▸ **RECORDS TO USE**
--- Begin ---

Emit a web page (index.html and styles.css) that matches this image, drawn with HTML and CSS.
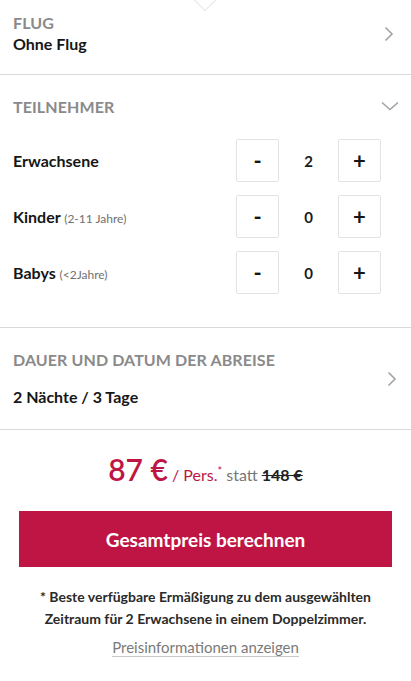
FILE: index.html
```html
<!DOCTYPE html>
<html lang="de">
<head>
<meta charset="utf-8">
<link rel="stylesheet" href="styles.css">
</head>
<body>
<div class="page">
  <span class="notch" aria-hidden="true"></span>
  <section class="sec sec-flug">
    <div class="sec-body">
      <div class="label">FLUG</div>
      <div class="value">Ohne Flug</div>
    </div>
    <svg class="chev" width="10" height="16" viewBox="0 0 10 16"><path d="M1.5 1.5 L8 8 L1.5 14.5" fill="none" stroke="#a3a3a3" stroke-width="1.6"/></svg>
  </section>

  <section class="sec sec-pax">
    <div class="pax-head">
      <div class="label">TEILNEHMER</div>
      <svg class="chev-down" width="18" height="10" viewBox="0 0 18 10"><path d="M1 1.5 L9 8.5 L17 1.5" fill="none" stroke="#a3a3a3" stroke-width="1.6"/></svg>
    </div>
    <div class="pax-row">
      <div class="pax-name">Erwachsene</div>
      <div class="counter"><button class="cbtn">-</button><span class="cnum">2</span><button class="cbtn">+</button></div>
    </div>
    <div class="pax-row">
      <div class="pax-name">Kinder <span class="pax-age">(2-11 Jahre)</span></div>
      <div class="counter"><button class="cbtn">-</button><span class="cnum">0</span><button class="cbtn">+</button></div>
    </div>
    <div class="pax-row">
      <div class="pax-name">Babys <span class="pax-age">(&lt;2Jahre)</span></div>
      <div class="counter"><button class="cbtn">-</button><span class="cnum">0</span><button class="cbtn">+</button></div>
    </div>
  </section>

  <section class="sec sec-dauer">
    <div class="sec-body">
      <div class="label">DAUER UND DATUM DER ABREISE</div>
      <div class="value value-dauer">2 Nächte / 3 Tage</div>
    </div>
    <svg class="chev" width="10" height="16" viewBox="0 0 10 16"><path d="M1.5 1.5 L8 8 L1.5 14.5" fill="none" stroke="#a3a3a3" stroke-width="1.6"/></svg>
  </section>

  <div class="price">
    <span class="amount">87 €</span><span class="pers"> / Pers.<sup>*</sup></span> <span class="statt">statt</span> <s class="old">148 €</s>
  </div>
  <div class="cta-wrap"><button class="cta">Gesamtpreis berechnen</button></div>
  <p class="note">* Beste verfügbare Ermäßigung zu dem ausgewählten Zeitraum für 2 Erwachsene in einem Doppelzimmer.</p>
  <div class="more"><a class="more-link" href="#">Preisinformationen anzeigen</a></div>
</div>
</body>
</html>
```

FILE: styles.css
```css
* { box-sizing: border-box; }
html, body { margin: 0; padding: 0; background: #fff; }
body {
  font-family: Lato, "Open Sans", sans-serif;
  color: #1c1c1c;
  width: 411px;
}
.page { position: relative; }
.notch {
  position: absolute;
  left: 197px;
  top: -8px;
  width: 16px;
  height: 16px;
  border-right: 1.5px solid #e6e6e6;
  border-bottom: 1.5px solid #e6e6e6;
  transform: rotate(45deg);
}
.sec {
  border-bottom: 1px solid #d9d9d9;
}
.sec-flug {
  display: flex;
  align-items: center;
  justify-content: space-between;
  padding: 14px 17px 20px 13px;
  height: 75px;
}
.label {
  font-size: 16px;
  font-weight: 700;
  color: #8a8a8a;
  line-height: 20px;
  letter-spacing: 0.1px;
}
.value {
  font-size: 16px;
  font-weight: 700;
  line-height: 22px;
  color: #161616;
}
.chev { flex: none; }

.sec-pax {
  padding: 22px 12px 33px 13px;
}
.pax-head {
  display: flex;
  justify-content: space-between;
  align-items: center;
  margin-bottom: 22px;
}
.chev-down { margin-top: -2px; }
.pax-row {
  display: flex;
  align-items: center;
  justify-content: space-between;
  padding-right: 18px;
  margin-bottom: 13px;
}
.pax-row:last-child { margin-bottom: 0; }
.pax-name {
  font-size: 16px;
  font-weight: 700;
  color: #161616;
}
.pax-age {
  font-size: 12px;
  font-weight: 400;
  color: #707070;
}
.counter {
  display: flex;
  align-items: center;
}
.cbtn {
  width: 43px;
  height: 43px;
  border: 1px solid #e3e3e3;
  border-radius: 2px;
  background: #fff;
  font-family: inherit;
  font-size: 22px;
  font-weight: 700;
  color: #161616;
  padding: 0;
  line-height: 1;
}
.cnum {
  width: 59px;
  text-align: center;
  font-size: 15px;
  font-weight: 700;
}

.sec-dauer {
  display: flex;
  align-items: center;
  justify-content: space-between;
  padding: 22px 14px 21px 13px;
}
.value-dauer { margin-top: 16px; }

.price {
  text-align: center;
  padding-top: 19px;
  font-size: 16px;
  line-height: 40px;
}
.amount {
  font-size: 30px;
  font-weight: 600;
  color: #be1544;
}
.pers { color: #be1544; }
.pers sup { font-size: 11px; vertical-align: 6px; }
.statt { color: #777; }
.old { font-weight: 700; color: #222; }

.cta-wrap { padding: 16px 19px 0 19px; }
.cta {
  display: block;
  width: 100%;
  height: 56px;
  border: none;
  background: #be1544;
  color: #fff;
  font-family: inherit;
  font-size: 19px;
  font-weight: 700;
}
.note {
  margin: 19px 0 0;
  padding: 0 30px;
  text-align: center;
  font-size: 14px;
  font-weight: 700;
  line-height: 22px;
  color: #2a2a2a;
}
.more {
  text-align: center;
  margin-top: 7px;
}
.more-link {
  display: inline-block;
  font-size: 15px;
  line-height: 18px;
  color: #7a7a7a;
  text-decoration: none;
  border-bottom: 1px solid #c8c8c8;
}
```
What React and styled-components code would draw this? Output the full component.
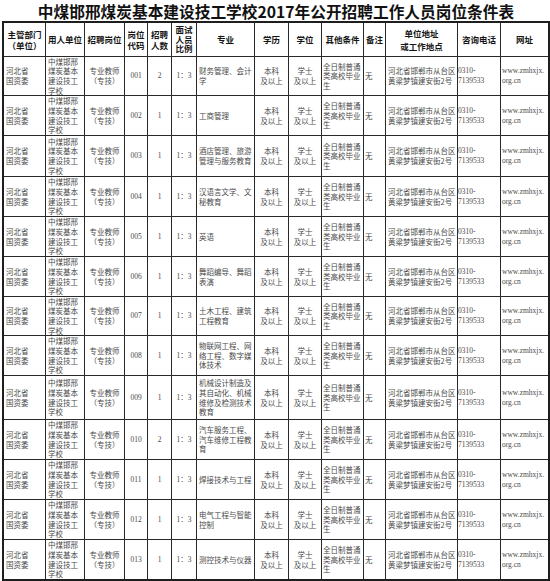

--- End ---

▸ **PROBLEM TO SOLVE**
The material above holds pictures; copy everything else in it exactly.

▸ **SOLVED EXERCISE**
Emit a web page (index.html and styles.css) that matches this image, drawn with HTML and CSS.
FILE: index.html
```html
<!DOCTYPE html>
<html lang="de">
<head>
<meta charset="utf-8">
<link rel="stylesheet" href="styles.css">
</head>
<body>
<div class="page">
  <span class="notch" aria-hidden="true"></span>
  <section class="sec sec-flug">
    <div class="sec-body">
      <div class="label">FLUG</div>
      <div class="value">Ohne Flug</div>
    </div>
    <svg class="chev" width="10" height="16" viewBox="0 0 10 16"><path d="M1.5 1.5 L8 8 L1.5 14.5" fill="none" stroke="#a3a3a3" stroke-width="1.6"/></svg>
  </section>

  <section class="sec sec-pax">
    <div class="pax-head">
      <div class="label">TEILNEHMER</div>
      <svg class="chev-down" width="18" height="10" viewBox="0 0 18 10"><path d="M1 1.5 L9 8.5 L17 1.5" fill="none" stroke="#a3a3a3" stroke-width="1.6"/></svg>
    </div>
    <div class="pax-row">
      <div class="pax-name">Erwachsene</div>
      <div class="counter"><button class="cbtn">-</button><span class="cnum">2</span><button class="cbtn">+</button></div>
    </div>
    <div class="pax-row">
      <div class="pax-name">Kinder <span class="pax-age">(2-11 Jahre)</span></div>
      <div class="counter"><button class="cbtn">-</button><span class="cnum">0</span><button class="cbtn">+</button></div>
    </div>
    <div class="pax-row">
      <div class="pax-name">Babys <span class="pax-age">(&lt;2Jahre)</span></div>
      <div class="counter"><button class="cbtn">-</button><span class="cnum">0</span><button class="cbtn">+</button></div>
    </div>
  </section>

  <section class="sec sec-dauer">
    <div class="sec-body">
      <div class="label">DAUER UND DATUM DER ABREISE</div>
      <div class="value value-dauer">2 Nächte / 3 Tage</div>
    </div>
    <svg class="chev" width="10" height="16" viewBox="0 0 10 16"><path d="M1.5 1.5 L8 8 L1.5 14.5" fill="none" stroke="#a3a3a3" stroke-width="1.6"/></svg>
  </section>

  <div class="price">
    <span class="amount">87 €</span><span class="pers"> / Pers.<sup>*</sup></span> <span class="statt">statt</span> <s class="old">148 €</s>
  </div>
  <div class="cta-wrap"><button class="cta">Gesamtpreis berechnen</button></div>
  <p class="note">* Beste verfügbare Ermäßigung zu dem ausgewählten Zeitraum für 2 Erwachsene in einem Doppelzimmer.</p>
  <div class="more"><a class="more-link" href="#">Preisinformationen anzeigen</a></div>
</div>
</body>
</html>
```

FILE: styles.css
```css
* { box-sizing: border-box; }
html, body { margin: 0; padding: 0; background: #fff; }
body {
  font-family: Lato, "Open Sans", sans-serif;
  color: #1c1c1c;
  width: 411px;
}
.page { position: relative; }
.notch {
  position: absolute;
  left: 197px;
  top: -8px;
  width: 16px;
  height: 16px;
  border-right: 1.5px solid #e6e6e6;
  border-bottom: 1.5px solid #e6e6e6;
  transform: rotate(45deg);
}
.sec {
  border-bottom: 1px solid #d9d9d9;
}
.sec-flug {
  display: flex;
  align-items: center;
  justify-content: space-between;
  padding: 14px 17px 20px 13px;
  height: 75px;
}
.label {
  font-size: 16px;
  font-weight: 700;
  color: #8a8a8a;
  line-height: 20px;
  letter-spacing: 0.1px;
}
.value {
  font-size: 16px;
  font-weight: 700;
  line-height: 22px;
  color: #161616;
}
.chev { flex: none; }

.sec-pax {
  padding: 22px 12px 33px 13px;
}
.pax-head {
  display: flex;
  justify-content: space-between;
  align-items: center;
  margin-bottom: 22px;
}
.chev-down { margin-top: -2px; }
.pax-row {
  display: flex;
  align-items: center;
  justify-content: space-between;
  padding-right: 18px;
  margin-bottom: 13px;
}
.pax-row:last-child { margin-bottom: 0; }
.pax-name {
  font-size: 16px;
  font-weight: 700;
  color: #161616;
}
.pax-age {
  font-size: 12px;
  font-weight: 400;
  color: #707070;
}
.counter {
  display: flex;
  align-items: center;
}
.cbtn {
  width: 43px;
  height: 43px;
  border: 1px solid #e3e3e3;
  border-radius: 2px;
  background: #fff;
  font-family: inherit;
  font-size: 22px;
  font-weight: 700;
  color: #161616;
  padding: 0;
  line-height: 1;
}
.cnum {
  width: 59px;
  text-align: center;
  font-size: 15px;
  font-weight: 700;
}

.sec-dauer {
  display: flex;
  align-items: center;
  justify-content: space-between;
  padding: 22px 14px 21px 13px;
}
.value-dauer { margin-top: 16px; }

.price {
  text-align: center;
  padding-top: 19px;
  font-size: 16px;
  line-height: 40px;
}
.amount {
  font-size: 30px;
  font-weight: 600;
  color: #be1544;
}
.pers { color: #be1544; }
.pers sup { font-size: 11px; vertical-align: 6px; }
.statt { color: #777; }
.old { font-weight: 700; color: #222; }

.cta-wrap { padding: 16px 19px 0 19px; }
.cta {
  display: block;
  width: 100%;
  height: 56px;
  border: none;
  background: #be1544;
  color: #fff;
  font-family: inherit;
  font-size: 19px;
  font-weight: 700;
}
.note {
  margin: 19px 0 0;
  padding: 0 30px;
  text-align: center;
  font-size: 14px;
  font-weight: 700;
  line-height: 22px;
  color: #2a2a2a;
}
.more {
  text-align: center;
  margin-top: 7px;
}
.more-link {
  display: inline-block;
  font-size: 15px;
  line-height: 18px;
  color: #7a7a7a;
  text-decoration: none;
  border-bottom: 1px solid #c8c8c8;
}
```
What React and styled-components code would draw this? Output the full component.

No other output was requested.